The apartment complex opened in 1995 as a supposed “seniors only” facility, however, it seems that much of the time since then, the property owners and their property managers have advertised for and accepted disabled tenants. As reported in the LATimes story, the complex accepts Section 8 housing assistance vouchers. It seems that many of the disabled tenants are developmentally disabled, but have been educated and nurtured, and developed to the point that they are capable of living independent, productive lives:
Located among a row of houses in a quiet neighborhood, Regency Court is close to bus lines, within walking distance of jobs that people with disabilities might land and accepts Section 8 housing vouchers. It seemed a perfect fit for people who want to live on their own but are susceptible to predators.
Parents of the disabled say part of the complex’s allure is the symbiotic relationship between the senior and disabled communities where both move a little slower than the outside world and neither presents a threat.
“If we’d sat down years ago and tried to dream up this package, we wouldn’t have gotten it half as good as this,” said Hixon’s father, Ken. “That’s part of the parents’ anguish right now — that now we’re back to zero. How do we replicate this?”
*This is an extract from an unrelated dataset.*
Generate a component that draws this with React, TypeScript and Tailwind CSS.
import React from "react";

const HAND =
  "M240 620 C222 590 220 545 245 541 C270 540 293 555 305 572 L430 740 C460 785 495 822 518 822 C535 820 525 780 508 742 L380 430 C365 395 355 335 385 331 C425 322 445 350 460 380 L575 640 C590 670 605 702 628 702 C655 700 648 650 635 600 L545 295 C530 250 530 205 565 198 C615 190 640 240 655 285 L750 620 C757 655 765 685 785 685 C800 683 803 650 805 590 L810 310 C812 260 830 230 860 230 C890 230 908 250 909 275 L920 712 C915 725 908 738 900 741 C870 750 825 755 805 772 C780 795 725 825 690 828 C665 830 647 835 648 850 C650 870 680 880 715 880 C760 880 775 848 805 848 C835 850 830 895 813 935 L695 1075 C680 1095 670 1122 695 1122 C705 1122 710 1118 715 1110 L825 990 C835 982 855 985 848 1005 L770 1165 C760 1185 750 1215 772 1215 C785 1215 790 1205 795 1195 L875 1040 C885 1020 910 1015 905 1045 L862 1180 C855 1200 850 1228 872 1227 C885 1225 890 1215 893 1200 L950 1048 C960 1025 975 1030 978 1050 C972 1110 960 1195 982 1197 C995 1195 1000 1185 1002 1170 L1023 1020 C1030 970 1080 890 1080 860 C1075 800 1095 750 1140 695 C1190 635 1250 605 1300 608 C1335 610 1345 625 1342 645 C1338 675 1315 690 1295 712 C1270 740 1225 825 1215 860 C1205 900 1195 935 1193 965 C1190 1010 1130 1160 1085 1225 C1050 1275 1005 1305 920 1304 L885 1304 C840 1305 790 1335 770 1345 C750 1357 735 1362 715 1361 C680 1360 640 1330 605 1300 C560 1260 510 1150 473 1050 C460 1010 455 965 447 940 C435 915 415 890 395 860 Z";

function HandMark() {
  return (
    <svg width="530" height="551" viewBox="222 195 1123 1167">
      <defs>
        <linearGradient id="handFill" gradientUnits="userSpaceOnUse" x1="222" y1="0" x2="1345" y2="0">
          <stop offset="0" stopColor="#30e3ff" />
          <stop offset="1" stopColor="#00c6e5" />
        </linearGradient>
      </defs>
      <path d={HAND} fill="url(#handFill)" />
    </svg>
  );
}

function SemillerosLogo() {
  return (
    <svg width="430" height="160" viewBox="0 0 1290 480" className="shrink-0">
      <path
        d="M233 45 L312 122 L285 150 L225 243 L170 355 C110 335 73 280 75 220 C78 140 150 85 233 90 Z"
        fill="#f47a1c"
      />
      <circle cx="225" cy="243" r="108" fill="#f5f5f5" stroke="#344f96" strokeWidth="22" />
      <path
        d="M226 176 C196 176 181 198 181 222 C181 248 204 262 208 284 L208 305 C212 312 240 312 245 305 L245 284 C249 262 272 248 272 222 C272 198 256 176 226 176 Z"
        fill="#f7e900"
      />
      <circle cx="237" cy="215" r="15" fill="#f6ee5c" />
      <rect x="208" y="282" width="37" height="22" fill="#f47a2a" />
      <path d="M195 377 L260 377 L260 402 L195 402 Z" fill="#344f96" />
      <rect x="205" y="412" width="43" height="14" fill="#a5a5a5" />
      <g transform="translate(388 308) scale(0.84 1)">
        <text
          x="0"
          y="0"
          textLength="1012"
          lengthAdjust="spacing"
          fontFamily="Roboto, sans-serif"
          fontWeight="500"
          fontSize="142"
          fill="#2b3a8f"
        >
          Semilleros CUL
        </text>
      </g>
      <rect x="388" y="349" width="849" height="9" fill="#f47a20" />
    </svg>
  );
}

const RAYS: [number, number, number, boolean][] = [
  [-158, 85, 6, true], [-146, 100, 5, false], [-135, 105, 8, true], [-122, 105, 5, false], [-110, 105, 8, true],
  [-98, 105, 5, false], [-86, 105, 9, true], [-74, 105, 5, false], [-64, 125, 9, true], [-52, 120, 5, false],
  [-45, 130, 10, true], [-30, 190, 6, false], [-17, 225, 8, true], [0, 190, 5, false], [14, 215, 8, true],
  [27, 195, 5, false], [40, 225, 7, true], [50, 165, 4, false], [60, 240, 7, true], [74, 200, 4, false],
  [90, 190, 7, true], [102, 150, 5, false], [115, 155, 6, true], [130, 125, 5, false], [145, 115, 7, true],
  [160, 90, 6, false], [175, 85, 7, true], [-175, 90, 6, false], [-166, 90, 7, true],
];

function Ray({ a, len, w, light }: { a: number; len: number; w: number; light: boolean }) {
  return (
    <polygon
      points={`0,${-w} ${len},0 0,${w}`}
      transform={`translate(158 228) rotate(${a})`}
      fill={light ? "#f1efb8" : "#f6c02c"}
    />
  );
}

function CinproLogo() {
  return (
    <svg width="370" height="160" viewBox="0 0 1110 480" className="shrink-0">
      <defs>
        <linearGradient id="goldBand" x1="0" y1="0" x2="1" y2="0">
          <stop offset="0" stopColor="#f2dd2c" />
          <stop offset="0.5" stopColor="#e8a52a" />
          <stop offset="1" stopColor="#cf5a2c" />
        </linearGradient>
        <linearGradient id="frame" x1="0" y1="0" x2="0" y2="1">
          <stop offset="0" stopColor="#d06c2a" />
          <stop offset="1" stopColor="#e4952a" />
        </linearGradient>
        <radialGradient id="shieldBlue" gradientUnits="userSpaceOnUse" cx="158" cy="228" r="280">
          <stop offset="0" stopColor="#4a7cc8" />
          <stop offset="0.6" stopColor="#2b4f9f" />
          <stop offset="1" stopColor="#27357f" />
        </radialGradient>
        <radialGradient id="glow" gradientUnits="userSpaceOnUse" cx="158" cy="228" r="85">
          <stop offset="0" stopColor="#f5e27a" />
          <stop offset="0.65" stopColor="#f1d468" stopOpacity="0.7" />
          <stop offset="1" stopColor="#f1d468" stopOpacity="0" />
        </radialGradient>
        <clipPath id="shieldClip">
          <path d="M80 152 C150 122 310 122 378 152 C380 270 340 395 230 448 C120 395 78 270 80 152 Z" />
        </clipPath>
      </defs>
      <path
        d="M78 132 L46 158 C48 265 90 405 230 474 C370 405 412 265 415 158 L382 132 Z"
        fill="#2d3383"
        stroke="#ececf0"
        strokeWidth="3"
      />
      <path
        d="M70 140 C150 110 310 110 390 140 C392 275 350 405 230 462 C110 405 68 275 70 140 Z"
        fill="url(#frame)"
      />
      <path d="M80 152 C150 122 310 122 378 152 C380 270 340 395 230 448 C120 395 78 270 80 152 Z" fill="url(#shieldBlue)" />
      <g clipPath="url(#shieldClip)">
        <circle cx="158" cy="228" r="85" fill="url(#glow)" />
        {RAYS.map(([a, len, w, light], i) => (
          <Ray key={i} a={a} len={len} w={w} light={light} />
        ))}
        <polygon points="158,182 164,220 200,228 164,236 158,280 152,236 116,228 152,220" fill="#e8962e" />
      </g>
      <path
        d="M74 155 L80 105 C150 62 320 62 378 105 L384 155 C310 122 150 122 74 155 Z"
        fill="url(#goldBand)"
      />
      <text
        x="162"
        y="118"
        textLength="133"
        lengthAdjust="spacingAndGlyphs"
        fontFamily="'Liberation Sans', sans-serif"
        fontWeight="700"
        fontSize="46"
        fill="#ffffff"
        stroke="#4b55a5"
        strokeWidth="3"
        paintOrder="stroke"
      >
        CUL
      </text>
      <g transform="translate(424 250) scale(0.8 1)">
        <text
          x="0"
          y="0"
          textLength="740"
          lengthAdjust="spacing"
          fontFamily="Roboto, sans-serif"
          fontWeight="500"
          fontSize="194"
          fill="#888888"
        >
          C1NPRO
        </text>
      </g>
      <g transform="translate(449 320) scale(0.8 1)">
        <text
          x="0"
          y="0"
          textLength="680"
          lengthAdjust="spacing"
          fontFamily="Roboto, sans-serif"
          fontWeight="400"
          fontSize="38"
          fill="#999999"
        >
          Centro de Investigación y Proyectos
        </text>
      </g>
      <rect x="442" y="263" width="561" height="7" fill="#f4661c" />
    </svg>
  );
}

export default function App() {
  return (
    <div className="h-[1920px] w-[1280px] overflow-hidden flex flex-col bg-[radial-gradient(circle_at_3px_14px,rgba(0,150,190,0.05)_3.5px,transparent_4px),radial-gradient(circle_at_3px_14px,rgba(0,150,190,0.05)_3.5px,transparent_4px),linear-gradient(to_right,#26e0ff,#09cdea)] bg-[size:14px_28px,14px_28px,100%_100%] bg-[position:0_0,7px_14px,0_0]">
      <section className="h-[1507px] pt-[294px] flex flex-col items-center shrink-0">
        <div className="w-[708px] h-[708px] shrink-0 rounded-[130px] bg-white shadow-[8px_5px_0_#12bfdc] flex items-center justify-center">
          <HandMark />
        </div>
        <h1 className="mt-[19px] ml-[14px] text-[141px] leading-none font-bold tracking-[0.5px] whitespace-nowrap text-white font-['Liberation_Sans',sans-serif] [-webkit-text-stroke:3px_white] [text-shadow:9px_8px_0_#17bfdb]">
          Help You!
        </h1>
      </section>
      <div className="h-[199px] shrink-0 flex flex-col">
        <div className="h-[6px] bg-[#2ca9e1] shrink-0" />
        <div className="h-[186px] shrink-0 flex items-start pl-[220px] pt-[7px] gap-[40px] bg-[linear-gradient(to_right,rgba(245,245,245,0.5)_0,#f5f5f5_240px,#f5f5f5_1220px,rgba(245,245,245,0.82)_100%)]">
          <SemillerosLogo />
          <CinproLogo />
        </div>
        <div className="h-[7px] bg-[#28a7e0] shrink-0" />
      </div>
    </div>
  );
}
Senior citizens and disabled Americans, good neighbors, living side by side, in peace and harmony and to mutual benefit, is what American values are about, as example an incident that occurred at the apartment complex last year, as described in an article in the Monrovia Weekly:
Integrating the elderly and the developmentally disabled in low income housing communities is an emerging trend throughout the country. Senior citizens are often apart from their families and enjoy the company of their younger disabled neighbors. The developmentally disabled benefit from the stability and watchful eyes of their elderly neighbors.
It can be a life saving relationship. Last year a power surge created by a transformer explosion at Regency Court caused a fire in the apartment of one of the elderly residents. Matt Fosbury, a developmentally disabled tenant, quickly extinguished the fire, while his wife, Laura, comforted their distraught older neighbor.
This issue is not a case of the property owner enforcing some legal requirement to exclude non-senior citizens, it is a matter of fair housing abuse of disabled Americans. One can only surmise as to the property owner’s motivation, the Regency Court is owned by Star Holdings of Illinois, LLC and managed by their subsidiary Professional Property Management, Inc. of Rockford, Illinois, and neither party is speaking as to why, now, after all these years, they want to throw these people out of their homes. On their web site Star Holdings claims:
As a leader in the development, management and construction of affordable housing properties, Star-Holdings is committed to providing superior affordable housing solutions to communities nationwide.
So it would seem that Star Holdings is targeting a segment of the population that may not be as economically advantaged as the median American family, which on the face of it, would seem admirable, however, their strategy and tactics might also be legitimately categorized as predatory. Economically disadvantaged individuals have historically been prime targets for manipulation and abuse by venal business interests. Perhaps Star Holdings believes they can extract more revenue out of senior citizens who may have a consistent (although fixed) income, as opposed to what they view as “transitory”, less reliable, younger tenants. Or perhaps it is simply a form of discrimination against a segment of their tenants by their property managers?
Professional Property Management, Inc. seems to be developing a reputation of contempt for their tenants, as a search of the Internet will turn up examples of a preponderance of negative opinions of this company by the tenants they administer. They are likely not a single anomaly among the panoply of large American businesses, but they seem to be emblematic of how our country is losing its soul, how the pursuit of achieving any economic goal trumps treating our fellow human beings with decency, fairness and kindness.
One can only hope that the light that is being shed on the situation at the Regency Court may open some eyes, with the local authorities in Monrovia, California, applicable federal authorities, and the management and owners of Star Holdings, who’s contact information, in case anyone would like to send them a message, is: 973 Featherstone Road, Suite 325, Rockford, Illinois 61107; 815.397.9018.
At a press appearance staged at Regency Court today governor Arnold Swarzenegger, announced that he had intervened and reached agreement with the owners to allow the disabled tenants to remain in their apartments. This is great positive PR for the “governator” and perhaps his wife had something to do with it, since Schwazenegger is the son-in-law of the late Eunice Shriver, founder and patron of the United States Special Olympics. Irregardless of the PR aspect for the governor, this was the right thing to do, and those business managers and owners who have adopted values that solely focus on enriching themselves with no regard to their social responsibilities should take heed.